Thursday, September 2, 2010

Crappy run

After a few days of feeling migrainey and generally icky, going to bed in full sweats (that's the grubby clothes and the perspiration) under down, I woke up at 7 to run. If I hadn't already skipped two days, I would have said to hell with it, but I couldn't trash the whole week. I've got to be able to physically (and mentally) get it together to run 16 miles this  weekend. Undermining either getting it togetherness is the last thing I want to do.

And just what I needed- still, hot, humid air and strong sun. Why, oh why am I doing this?! Suck it up. Another four miles down.

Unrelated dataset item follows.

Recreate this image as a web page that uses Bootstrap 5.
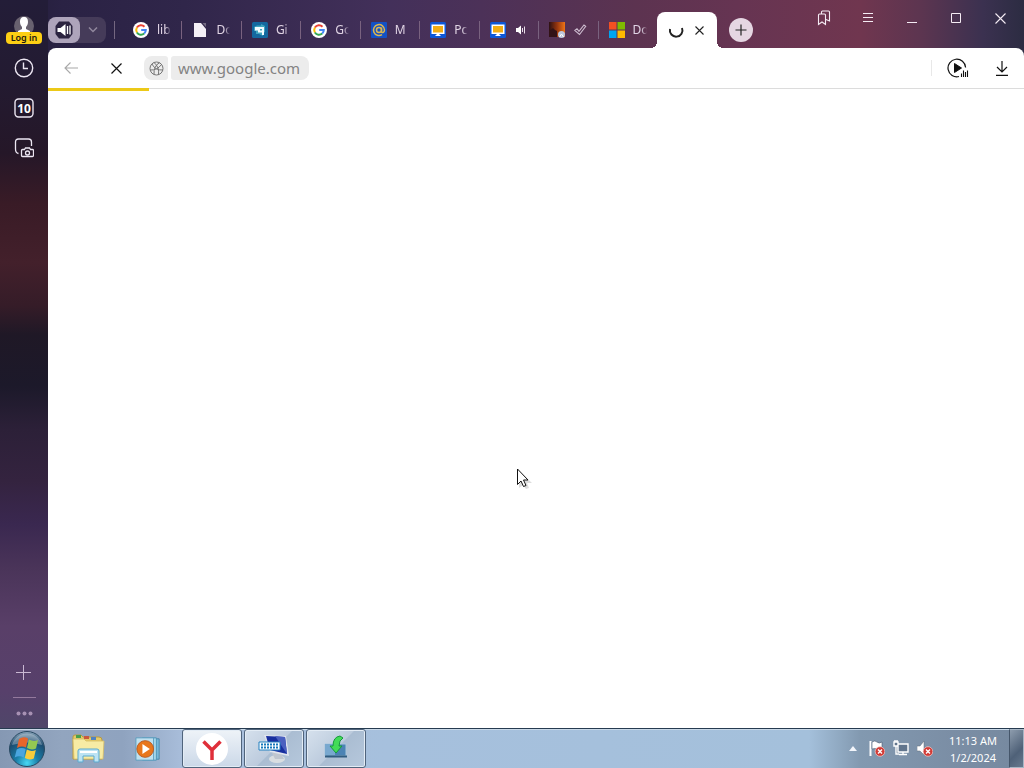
<!DOCTYPE html>
<html lang="en">
<head>
<meta charset="utf-8">
<meta name="viewport" content="width=device-width, initial-scale=1">
<title>www.google.com</title>
<link href="https://cdn.jsdelivr.net/npm/bootstrap@5.3.0/dist/css/bootstrap.min.css" rel="stylesheet">
<style>
  body { font-family: "Noto Sans", "Open Sans", sans-serif; font-size: 12px; line-height: 16px; background: #231c35; }
  svg { display: block; flex: none; }
  button { border: 0; padding: 0; background: none; color: inherit; display: flex; align-items: center; justify-content: center; }
  .browser { background: linear-gradient(90deg, #221c36 0, #2a2244 6%, #30264a 18%, #43305a 38%, #4c3158 47%, #5c3350 62%, #663452 72%, #70364f 84%, #5c3550 90%, #3b3150 96%, #2c2c42 100%); }
  .sidebar { width: 48px; color: #ece6f2; background: linear-gradient(180deg, #231d38 0, #231b32 10%, #251728 21%, #391b26 28%, #43202b 36%, #351c28 42%, #1f1826 46%, #1c192a 53%, #2c2038 59%, #34233f 66%, #3a2850 72%, #4a3459 78%, #593f68 86%, #57406b 95%, #4f4669 100%); }
  .sidebar button { width: 48px; height: 40px; }
  .avatar-btn { padding-top: 14px; }
  .login-tag { background: #fdcf14; color: #1c1a10; font-size: 9px; font-weight: 600; line-height: 12px; height: 12px; border-radius: 4px; width: 36px; margin-top: -4px; position: relative; }
  .side-foot { color: #a791b3; }
  .side-foot .rule { width: 23px; height: 1px; background: #94799d; }
  .side-foot .dots { height: 30px; }
  .strip { height: 48px; }
  .audio { width: 58px; height: 26px; margin-top: 17px; background: #453b59; border-radius: 8px; }
  .audio .on { width: 32px; height: 26px; background: #aea4bb; border-radius: 8px; }
  .audio .more { width: 26px; height: 26px; }
  .tick { width: 1px; height: 18px; background: #746780; margin-top: 21px; }
  .tabset { width: 535px; margin-left: 7px; padding-top: 12px; }
  .tab { flex: 1 1 0; min-width: 0; height: 36px; padding-left: 11px; color: #e0d4e4; position: relative; justify-content: flex-start; }
  .tab + .tab::before { content: ""; position: absolute; left: 0; top: 9px; width: 1px; height: 18px; background: #79627f; }
  .tab .cap { margin-left: 8px; width: 14px; overflow: hidden; white-space: nowrap; text-align: left; -webkit-mask-image: linear-gradient(90deg, #000 60%, transparent); mask-image: linear-gradient(90deg, #000 60%, transparent); }
  .tab svg + svg { margin-left: 9px; }
  .active-tab { width: 60px; height: 36px; margin-top: 12px; background: #fff; border-radius: 8px 8px 0 0; position: relative; color: #222; }
  .active-tab::before, .active-tab::after { content: ""; position: absolute; bottom: 0; width: 6px; height: 6px; }
  .active-tab::before { right: 100%; background: radial-gradient(circle at 0 0, transparent 6px, #fff 6px); }
  .active-tab::after { left: 100%; background: radial-gradient(circle at 100% 0, transparent 6px, #fff 6px); }
  .new-tab { width: 24px; height: 24px; border-radius: 50%; background: #e5d6e2; color: #222; margin: 18px 0 0 12px; }
  .win-tools { padding-right: 2px; color: #f5ecf4; }
  .win-tools button { width: 44px; height: 36px; }
  .page { background: #fff; border-radius: 8px 8px 0 0; }
  .toolbar { height: 41px; border-bottom: 1px solid #dcdcdc; position: relative; color: #111; }
  .tool { width: 44px; height: 40px; }
  .tool.back { width: 46px; color: #a8a8a8; }
  .site-info { width: 24px; height: 24px; background: #ececec; border-radius: 8px 3px 3px 8px; color: #777; margin-left: 6px; }
  .address { width: 138px; height: 24px; border: 0; border-radius: 3px 8px 8px 3px; background: #ececec; padding: 0 7px; margin-left: 3px; font-size: 15px; line-height: 24px; color: #838383; outline: 0; }
  .vline { width: 1px; height: 16px; background: #e8e8e8; }
  .loading { position: absolute; left: 0; top: 40px; width: 101px; height: 3px; background: #ecc918; }
  .pointer { position: absolute; left: 51%; top: 468px; margin-left: -6px; }
  .taskbar { height: 40px; border-top: 1px solid #263b50; box-shadow: inset 0 1px #c9d9e8; background: linear-gradient(90deg, #8598b3 0, #92a5bf 6%, #8fa3bf 12%, #a9bedb 18%, #a6c0dd 38%, #a4c0db 79%, #8299b0 84%, #7b8ea5 93%, #76899f 100%); }
  .start { width: 54px; }
  .pin { width: 60px; }
  .tasks { gap: 2px; margin-left: 4px; }
  .task { width: 60px; height: 39px; border: 1px solid #50647c; border-radius: 3px; box-shadow: inset 0 0 0 1px #e3ecf5; background: linear-gradient(135deg, #d6e1ed 0, #bccbdd 50%, #aabdd2 51%, #b6c8dc 100%); }
  .task.current { background: linear-gradient(180deg, #eef3f8, #cbd8e8); }
  .tray { margin-left: 12px; margin-right: 4px; }
  .time { width: 72px; color: #fff; font-size: 11px; line-height: 17px; }
  .show-desk { width: 15px; height: 39px; border: 1px solid #a7b6c5; border-left-color: #45566a; background: linear-gradient(135deg, #8d9cad, #4f6178 60%, #67798e); }
</style>
</head>
<body>
<div class="d-flex flex-column vh-100 overflow-hidden">
  <div class="browser d-flex flex-grow-1">
    <aside class="sidebar d-flex flex-column flex-shrink-0" aria-label="Side panel">
      <a href="#" class="avatar-btn d-flex flex-column align-items-center text-decoration-none">
        <svg width="20" height="22" viewBox="0 0 20 22"><circle cx="10" cy="12" r="10" fill="#68616f"/><path d="M10 3c3 0 4 2 4 5 0 2-1 4-2 5v2l4 2v3H4v-3l4-2v-2c-1-1-2-3-2-5 0-3 1-5 4-5z" fill="#fff"/></svg>
        <span class="login-tag text-center">Log in</span>
      </a>
      <button class="mt-1" aria-label="History"><svg width="20" height="20" viewBox="0 0 20 20" fill="none" stroke="currentColor" stroke-width="1.4"><circle cx="10" cy="10" r="8.7"/><path d="M9.500 4.500V10.500H14"/></svg></button>
      <button aria-label="Open tabs"><svg width="20" height="20" viewBox="0 0 20 20"><rect x="1" y="1" width="18" height="18" rx="3.500" fill="none" stroke="currentColor" stroke-width="1.400"/><text x="10" y="14.500" text-anchor="middle" font-family="Noto Sans" font-size="12" font-weight="700" fill="#fff">10</text></svg></button>
      <button aria-label="Screenshot"><svg width="20" height="20" viewBox="0 0 20 20" fill="none" stroke="currentColor" stroke-width="1.300"><path d="M4.500 15.500C2 15 1.500 13 1.500 11V4Q1.500 1 4.500 1h10q3 0 3 3v4"/><path d="M8.500 11.500h2l1-1.500h4l1 1.500h2q1 0 1 1v5q0 1-1 1h-10q-1 0-1-1v-5q0-1 1-1z"/><circle cx="13.500" cy="15" r="2"/></svg></button>
      <div class="side-foot mt-auto d-flex flex-column align-items-center">
        <button aria-label="Add"><svg width="16" height="16" viewBox="0 0 16 16" stroke="#c9b8d2"><path d="M7.500 0v15M0 7.500h15"/></svg></button>
        <div class="rule mt-1"></div>
        <button class="dots" aria-label="More"><svg width="17" height="5" viewBox="0 0 17 5" fill="currentColor"><circle cx="2.500" cy="2.500" r="2"/><circle cx="8.500" cy="2.500" r="2"/><circle cx="14.500" cy="2.500" r="2"/></svg></button>
      </div>
    </aside>

    <div class="d-flex flex-column flex-grow-1" style="min-width:0">
      <div class="strip d-flex align-items-start">
        <div class="audio d-flex flex-shrink-0">
          <button class="on" aria-label="Mute"><svg width="20" height="20" viewBox="0 0 20 20"><path d="M5 1.500h10L18.500 6v8L15 18.500H5L1.500 14V6z" fill="#2b2340"/><path d="M3.500 8h3l5-4v12l-5-4h-3z" fill="#fff"/><path d="M13.500 6v8M16 5.500v9" stroke="#fff" stroke-width="1.300"/></svg></button>
          <button class="more" aria-label="Playing tabs"><svg width="10" height="6" viewBox="0 0 10 6" fill="none" stroke="#91889d" stroke-width="1.500"><path d="M1 .5l4 4 4-4"/></svg></button>
        </div>
        <div class="tick ms-2 flex-shrink-0"></div>
        <nav class="tabset d-flex" aria-label="Tabs">
          <button class="tab"><svg width="16" height="16" viewBox="0 0 16 16"><use href="#google"/></svg><span class="cap">lib</span></button>
          <button class="tab"><svg width="16" height="16" viewBox="0 0 16 16"><path d="M2 1h7l5 6v8H2z" fill="#f4f0f6"/><path d="M10.500 1H14v4z" fill="#746b82"/></svg><span class="cap">Do</span></button>
          <button class="tab"><svg width="16" height="16" viewBox="0 0 16 16"><rect width="16" height="16" rx="1.500" fill="#14689f"/><path d="M2 5l3-1.500h4V2l4 2v6l-2 1v3l-4-2H4V9H2z" fill="#3fa5bf"/><path d="M6 5h6v8h-2v-2.500H6v-2h4V7H8v1.500H3V5z" fill="#f3fbff"/></svg><span class="cap">Gi</span></button>
          <button class="tab"><svg width="16" height="16" viewBox="0 0 16 16"><use href="#google"/></svg><span class="cap">Go</span></button>
          <button class="tab"><svg width="16" height="16" viewBox="0 0 16 16"><rect width="16" height="16" rx="1" fill="#1351c4"/><g fill="none" stroke="#dcb650" stroke-width="1.500"><circle cx="8" cy="8" r="2.500"/><path d="M10.500 5.500V9q0 2 1.500 1.500T13.500 8A5.500 5.500 0 1 0 11 12.700"/></g></svg><span class="cap">M</span></button>
          <button class="tab"><svg width="16" height="16" viewBox="0 0 16 16"><use href="#screen"/></svg><span class="cap">Pc</span></button>
          <button class="tab" aria-label="Playing tab"><svg width="16" height="16" viewBox="0 0 16 16"><use href="#screen"/></svg><svg width="12" height="10" viewBox="0 0 12 10"><path d="M1 3h2l3-2.500v9L3 7H1z" fill="#fff"/><path d="M7.500 3v4M9.500 1.500v7" stroke="#eadfea"/></svg></button>
          <button class="tab" aria-label="Finished tab"><svg width="16" height="16" viewBox="0 0 16 16"><defs><linearGradient id="fire"><stop offset="0" stop-color="#2b1013"/><stop offset=".5" stop-color="#94350f"/><stop offset="1" stop-color="#ee7416"/></linearGradient></defs><path d="M0 0h16v15H0z" fill="url(#fire)"/><path d="M0 9l4-3 2 2 2 1v6H0z" fill="#321216"/><circle cx="12.500" cy="12.500" r="3.500" fill="#bdc8dc"/><path d="M10.500 15l2-3 2 3" stroke="#fff" fill="none"/></svg><svg width="13" height="12" viewBox="0 0 13 12" fill="none" stroke="#cdbccf" stroke-width="1.100"><path d="M.8 6.500L3 4.800l2 2.500L10 1l1.700 1.300L5.500 10.500z"/></svg></button>
          <button class="tab"><svg width="16" height="16" viewBox="0 0 16 16"><path d="M0 0h7.500v7.500H0z" fill="#f25022"/><path d="M8.500 0H16v7.500H8.500z" fill="#7fba00"/><path d="M0 8.500h7.500V16H0z" fill="#00a4ef"/><path d="M8.500 8.500H16V16H8.500z" fill="#ffb900"/></svg><span class="cap">Do</span></button>
        </nav>
        <div class="active-tab d-flex align-items-center flex-shrink-0">
          <svg class="ms-2" width="22" height="16" viewBox="0 0 22 16" fill="none" stroke="#222" stroke-width="2"><path d="M5 7A6.300 6.300 0 1 0 17 6"/></svg>
          <button class="ms-2" aria-label="Close tab"><svg width="9" height="9" viewBox="0 0 9 9" stroke="currentColor" stroke-width="1.100"><path d="M.5.5l8 8M8.500.5l-8 8"/></svg></button>
        </div>
        <button class="new-tab flex-shrink-0" aria-label="New tab"><svg width="12" height="12" viewBox="0 0 12 12" stroke="currentColor" stroke-width="1.200"><path d="M6 .5v11M.5 6h11"/></svg></button>
        <div class="win-tools d-flex ms-auto flex-shrink-0">
          <button aria-label="Bookmarks"><svg width="14" height="16" viewBox="0 0 14 16" fill="none" stroke="currentColor" stroke-width="1.100"><path d="M1.500 5q0-1 1-1h5q1 0 1 1v9.500L5 12l-3.500 2.500z"/><path d="M4.500 4V2q0-1 1-1h6q1 0 1 1v9L9 9.500"/></svg></button>
          <button aria-label="Menu"><svg width="10" height="10" viewBox="0 0 10 10" stroke="currentColor"><path d="M0 .5h10M0 4.500h10M0 8.500h10"/></svg></button>
          <button aria-label="Minimize"><svg width="10" height="10" viewBox="0 0 10 10" stroke="currentColor"><path d="M0 9.500h10"/></svg></button>
          <button aria-label="Maximize"><svg width="10" height="10" viewBox="0 0 10 10" stroke="currentColor" fill="none"><path d="M.5.5h9v9h-9z"/></svg></button>
          <button aria-label="Close window"><svg width="11" height="11" viewBox="0 0 11 11" stroke="currentColor" stroke-width="1.100"><path d="M.5.5l10 10M10.500.5l-10 10"/></svg></button>
        </div>
      </div>

      <div class="page flex-grow-1">
        <div class="toolbar d-flex align-items-center">
          <button class="tool back" aria-label="Back"><svg width="14" height="12" viewBox="0 0 14 12" fill="none" stroke="currentColor" stroke-width="1.100"><path d="M14 6H1M6.500.5L1 6l5.500 5.500"/></svg></button>
          <button class="tool" aria-label="Stop loading"><svg width="11" height="11" viewBox="0 0 11 11" stroke="currentColor" stroke-width="1.200"><path d="M.5.5l10 10M10.500.5l-10 10"/></svg></button>
          <button class="site-info" aria-label="Site information"><svg width="15" height="15" viewBox="0 0 15 15" fill="none" stroke="currentColor"><circle cx="7.500" cy="7.500" r="6.500"/><path d="M1.200 9Q8 9.500 12.500 3.500M3 3q3 6.500 11 6M10.500 1.700Q4.500 5 5 13.500M5 1.500q5.500 4.500 4.500 12.300"/></svg></button>
          <input class="address" type="text" value="www.google.com" aria-label="Address">
          <div class="vline ms-auto"></div>
          <button class="tool ms-1" aria-label="Play media"><svg width="22" height="20" viewBox="0 0 22 20"><path d="M12 18.500A8.800 8.800 0 1 1 18.600 9.500" fill="none" stroke="currentColor" stroke-width="1.200"/><path d="M7.500 5.500v9l7-4.500z" fill="currentColor" stroke="currentColor"/><path d="M14.500 15.500V19M16.500 12.500V19M18.500 14V19M20.500 12.500V19" stroke="currentColor" stroke-width="1.100"/></svg></button>
          <button class="tool" aria-label="Downloads"><svg width="12" height="15" viewBox="0 0 12 15" fill="none" stroke="currentColor" stroke-width="1.200"><path d="M6 0v11M1 6l5 5 5-5M0 14.400h12"/></svg></button>
          <div class="loading"></div>
        </div>
      </div>
    </div>
  </div>

  <footer class="taskbar d-flex align-items-center flex-shrink-0">
    <button class="start" aria-label="Start"><svg width="38" height="38" viewBox="0 0 38 38"><defs><radialGradient id="orb" cx=".5" cy=".9" r=".9"><stop offset="0" stop-color="#48d8f4"/><stop offset=".35" stop-color="#1a7fa9"/><stop offset=".75" stop-color="#1c4c70"/><stop offset="1" stop-color="#8fa9bd"/></radialGradient></defs><circle cx="19" cy="19" r="17.500" fill="url(#orb)" stroke="#284962"/><path d="M4 15a15.500 15.500 0 0 1 30 0q-14-5-30 0z" fill="#fff" opacity=".3"/><path d="M11 9q4.500-3 9-.5l-2 9q-4.500-2-9 .5z" fill="#e8652b"/><path d="M21 9.500q4.500 2.500 9 .5l-2 8.500q-4.500 2-9-.5z" fill="#94c952"/><path d="M8.700 19.500q4.500-2.500 9-.5l-2 8.500q-4.500-2.500-9 0z" fill="#4aa5df"/><path d="M18.800 19.500q4.500 2.500 9 .5l-2 8.500q-4.500 2-9-.5z" fill="#f8cc3c"/></svg></button>
    <button class="pin ms-1" aria-label="Windows Explorer"><svg width="34" height="30" viewBox="0 0 34 30"><path d="M2 3Q2 1 4 1h6l2 2h16q3 0 3 3v19H2z" fill="#e5ca68" stroke="#b89a40"/><path d="M5 1h5v3H5z" fill="#48a04b"/><path d="M13 2h5v3h-5z" fill="#c9593d"/><path d="M20 3h5v3h-5z" fill="#4f82c2"/><path d="M2 5h11l2 2h18l-1 18H3z" fill="#f7eba4" stroke="#d5bd64" stroke-width=".8"/><path d="M7 17q0-2 2-2h17q2 0 2 2v11h-5v-6H12v6H7z" fill="#bce3f3" stroke="#5aa9cf"/><path d="M9 18h17" stroke="#fff" stroke-width="2"/></svg></button>
    <button class="pin" aria-label="Media Player"><svg width="26" height="26" viewBox="1 1 28 26"><path d="M12 3h15v22H12z" fill="#78b8d8" stroke="#4888aa"/><path d="M9 2h15v24H9z" fill="#a9d9ec" stroke="#4d93b6"/><path d="M2 2h19v24H2z" fill="#c0e1ef" stroke="#5b9dbe"/><circle cx="12" cy="14" r="9" fill="#e8771d" stroke="#b75a24"/><path d="M9 8.500v11l8-5.500z" fill="#fff"/></svg></button>
    <div class="tasks d-flex">
      <button class="task current" aria-label="Yandex Browser"><svg width="32" height="32" viewBox="0 0 32 32"><circle cx="16" cy="16" r="16" fill="#fff"/><path d="M7.500 8.500L16 17l8.500-8.500M16 16.500V27" fill="none" stroke="#df2f3a" stroke-width="3.500"/></svg></button>
      <button class="task" aria-label="On-Screen Keyboard"><svg width="32" height="32" viewBox="0 0 32 32"><ellipse cx="19" cy="26" rx="8" ry="4" fill="#d9dee1"/><path d="M14 20l8-1 4 7h-9z" fill="#bfc6cf"/><path d="M6 2l22 1 3 20-19-4z" fill="#e1e5ee"/><path d="M8 3l19 1 2 17-17-4z" fill="#182f9f"/><path d="M17 3l10 1 2 17z" fill="#4a60c0"/><path d="M1 9h21v8H1z" fill="#fff" stroke="#2280c0"/><path d="M3 11.500h18M3 14.500h18" stroke="#1679bb" stroke-width="1.800" stroke-dasharray="2 1"/></svg></button>
      <button class="task" aria-label="Installer"><svg width="28" height="28" viewBox="0 0 28 28"><path d="M3 9h21v12H3z" fill="#4b83b4" stroke="#a9c6dc"/><path d="M3 9h10v11H3z" fill="#78a8cf"/><path d="M3 21.500h22" stroke="#315c80" stroke-width="2"/><path d="M18 1q-7 1-7 10H8l6 7 6-7h-3q0-6 4-8z" fill="#42dc57" stroke="#15993c"/></svg></button>
    </div>
    <div class="d-flex align-items-center ms-auto">
      <button aria-label="Show hidden icons"><svg width="8" height="5" viewBox="0 0 8 5"><path d="M4 0l4 5H0z" fill="#f3f6fb"/></svg></button>
      <div class="tray d-flex gap-2">
        <svg width="16" height="17" viewBox="0 0 16 17"><path d="M1.500 1v15" stroke="#fff" stroke-width="2"/><path d="M3 2q3-2 5 0t5 0v7q-3 1-5 0t-5 0z" fill="#fff" stroke="#46586f" stroke-width=".6"/><use href="#stop"/></svg>
        <svg width="16" height="17" viewBox="0 0 16 17" fill="#61758d" stroke="#fff" stroke-width="1.400"><path d="M5 4h10v8H5zM10 12v2M6 14.500h8M1 2h4v4H1zM3 6v8h3M2 0v2M4 0v2"/></svg>
        <svg width="16" height="17" viewBox="0 0 16 17"><path d="M0 6h3l4-5v14l-4-4H0z" fill="#fff" stroke="#5d6876" stroke-width=".5"/><use href="#stop"/></svg>
      </div>
      <div class="time text-center">11:13 AM<br>1/2/2024</div>
      <button class="show-desk" aria-label="Show desktop"></button>
    </div>
  </footer>
</div>

<svg class="pointer" width="16" height="22" viewBox="0 0 16 22"><path d="M3 3v17l4-3 3 4 3-1-2-5h5z" fill="#777" opacity=".25"/><path d="M1.500 1v15.500L5 13l2.500 5.500 2.500-1L7.500 12H12z" fill="#fff" stroke="#111"/></svg>

<svg width="0" height="0" class="position-absolute" aria-hidden="true">
  <symbol id="google" viewBox="0 0 16 16"><circle cx="8" cy="8" r="8" fill="#fff"/><g fill="none" stroke-width="2"><path d="M11.500 4.700A4.800 4.800 0 0 0 3.900 5.600" stroke="#ea4335"/><path d="M3.900 5.600a4.800 4.800 0 0 0 0 4.800" stroke="#fbbc05"/><path d="M3.900 10.400a4.800 4.800 0 0 0 7.300 1.100" stroke="#34a853"/><path d="M11.200 11.500A4.800 4.800 0 0 0 12.800 8H8.200" stroke="#4285f4"/></g></symbol>
  <symbol id="screen" viewBox="0 0 16 16"><rect width="16" height="16" rx="1.500" fill="#0d57d6"/><path d="M1.500 2.500h13v9.500h-5v1h1v1h-5v-1h1v-1h-5z" fill="#fff"/><path d="M3 4h10v6.500H3z" fill="#f2ad14"/></symbol>
  <symbol id="stop" viewBox="0 0 16 17"><circle cx="11" cy="11.500" r="4.800" fill="#d23a35" stroke="#f4d0cd" stroke-width=".7"/><path d="M9 9.500l4 4M13 9.500l-4 4" stroke="#fff" stroke-width="1.400"/></symbol>
</svg>
<script src="https://cdn.jsdelivr.net/npm/bootstrap@5.3.0/dist/js/bootstrap.bundle.min.js"></script>
</body>
</html>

Our coach sent around an email last week in answer to questions for several of my group members about missing workouts. It can all be distilled into this: if you miss a day or two or a few, forget it those days and follow the program moving forward; if you miss more than that, pick up where you left off (and that means you're behind, which is apparently 'built-in' to our schedule). I am not good at being behind. Being behind makes me want to give up. I do better being ahead; then I just want to widen my margin of victory. Whatever that says about a few things I might want to work on, it's my inner workings, so, fine. I'm playing my keep-psyched-about-this mind games within those bounds.

As I do the 16 mile run this weekend on Long Island with my bike along caddy staff, the staffer better have some "you are the best runner ever"s and "oh yeah, the first ten miles are much harder than the last six"s and "you look great!"s to throw at me. In marathon training, there is no room for 'just being honest'.